The radial distance between the rotating blade and casing is referred to as blade-tip clearance in aeroengine (see Fig. 1), which is one of the important parameters affecting tip leakage flow. To improve the performance of the machine of this kind, the modern design for such improvements is minimizing the blade–casing clearance [1]. However, with the decreasing clearance, the probability of blade–casing rubbing increases. This has long been regarded as a significant contributor to rub-induced engine failure. The blade–casing rubbing may lead to complicated vibration of the overall unit, reduction in system performance, and shorter lives of blade and casing. In 1973, the National Transportation Safety Board (NTSB) reported a case that one of the engine fan assemblies was disintegrated during the flight because of the interaction between the fan blade tip and the fan casing [2]. In June 23, 2014, F-35A engine fired and leaded to a fleetwide grounding because the excessive rubbing between the turbine blades and the cowling occurred [3]. As the problems happened one after another, the blade–casing rubbing has attracted extensive attentions [1].

Fig. 1

A schematic diagram of blade–casing clearance

For the vibration responses and wear mechanism caused by blade–casing rubbing, many researchers carried out a lot of studies on rotor-to-stator/blade-to-blade/blade-to-casing interactions. A list of key articles [4–11] have addressed this issue, and fruitful results were published. Muszynska [8] presented a literature review on rub-related phenomena in rotating machinery, such as wear and heat caused by friction, repetitive periodic impacts, stiffening of the shaft, and coupling effects varying with the normal contact force. Ahmad [9] summarized the rotor–casing rubbing phenomenon and introduced some key parameters which influence the rubbing, such as dynamic stiffness, external damping, Coulomb friction, rotor acceleration, asymmetry of support structure, thermal effects due to friction and disk flexibility. Jiang et al. [10] reviewed the literature on the rotor–stator rubbing in the past half century from view of dynamics and control, and classified the existing modeling on the rotor–stator rubbing into two categories: the local rubbing models and the system rubbing models. Moreover, the authors also discussed the progress in the study of synchronous rubbing responses, sub-harmonic and super-harmonic rubbing responses, quasi-periodic partial rubbing, dry whirl/whip, coexistence of multi-stable rubbing responses as well as bifurcation and chaos of rubbing responses and also summarized the ideas and results of passive and active suppression of rubbing in the literature. Jacquet-Richardet et al. [11] summarized the main works related to the rotor–stator rubbing and blade–casing rubbing, introduced existing numerical models and test rigs, and emphasized the complicated contact phenomena.

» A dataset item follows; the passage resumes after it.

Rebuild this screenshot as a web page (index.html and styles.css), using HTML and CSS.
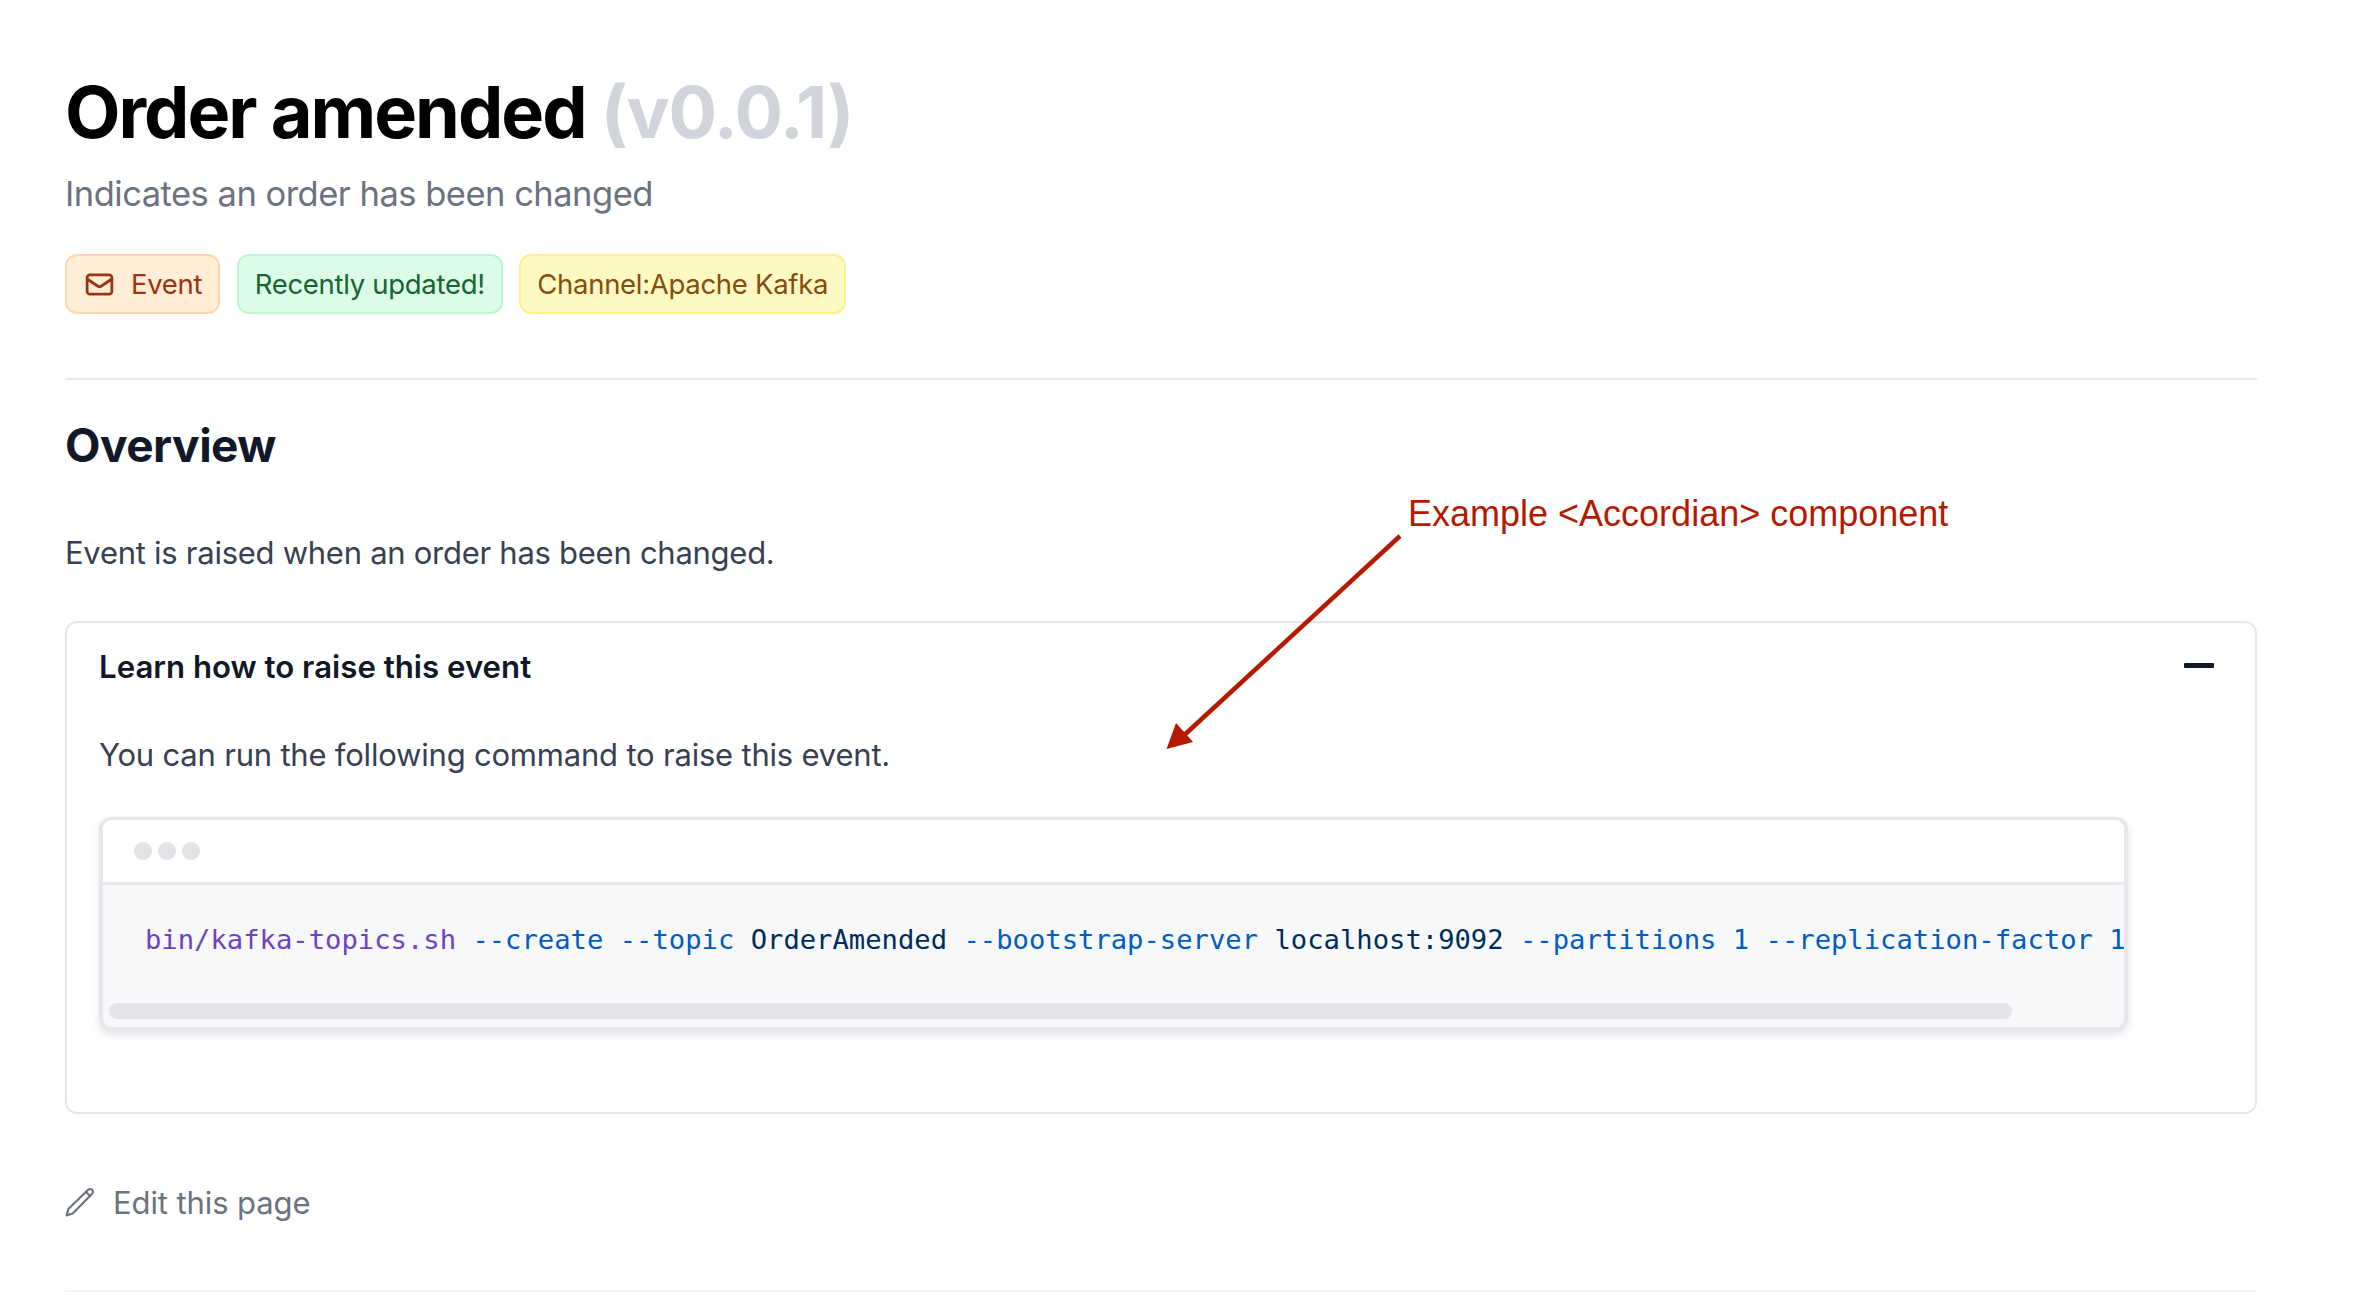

Muszynska indicated that the rubbing often occurs at seals, seldom, but more dangerous, a blade rubs against the stator or vane [8]. Jiang et al. [10] gave the following statement: “It is known that rubbing often occurs at seals and the blade–casing rubbing occurs much less frequently, but the latter is more dangerous than the former due to higher line velocity at blade tip and larger impact energy, which also has a great influence on the rotor dynamics. Blade–casing rubbing (see Fig. 2) is a more complicated impact process: (a) Collision occurs between the flexible body and elastic body with a relatively large stiffness or two flexible bodies (the casing can be regarded as a thin-walled shell structure); here, the impact force mainly depends on the whole deformation of flexible body rather than the local deformation; (b) the blade–casing rubbing is an oblique collision when there is a certain angle between the blade tip and the line velocity, which easily causes the bending–torsion coupling deformation of the blade; (c) the impact is not transient during the rubbing process due to the obvious movement of the blade-tip location.”

Fig. 2

Schematic of blade–casing rubbing [10]

The above literatures show that the present theoretical researches mainly focus on the simulation of the rubbing-induced dynamic characteristics and rotor–stator interaction mechanism. However, literatures on blade–casing rubbing are fairly limited, and the associated rubbing and wear phenomena are still not fully understood. This paper aims to summarize the blade–casing rubbing models and rubbing-induced complicated dynamic characteristics for bare casing (the casing without coating), coating casing without considering wear and coating casing considering wear, and proposes the future researches on the blade–casing rubbing.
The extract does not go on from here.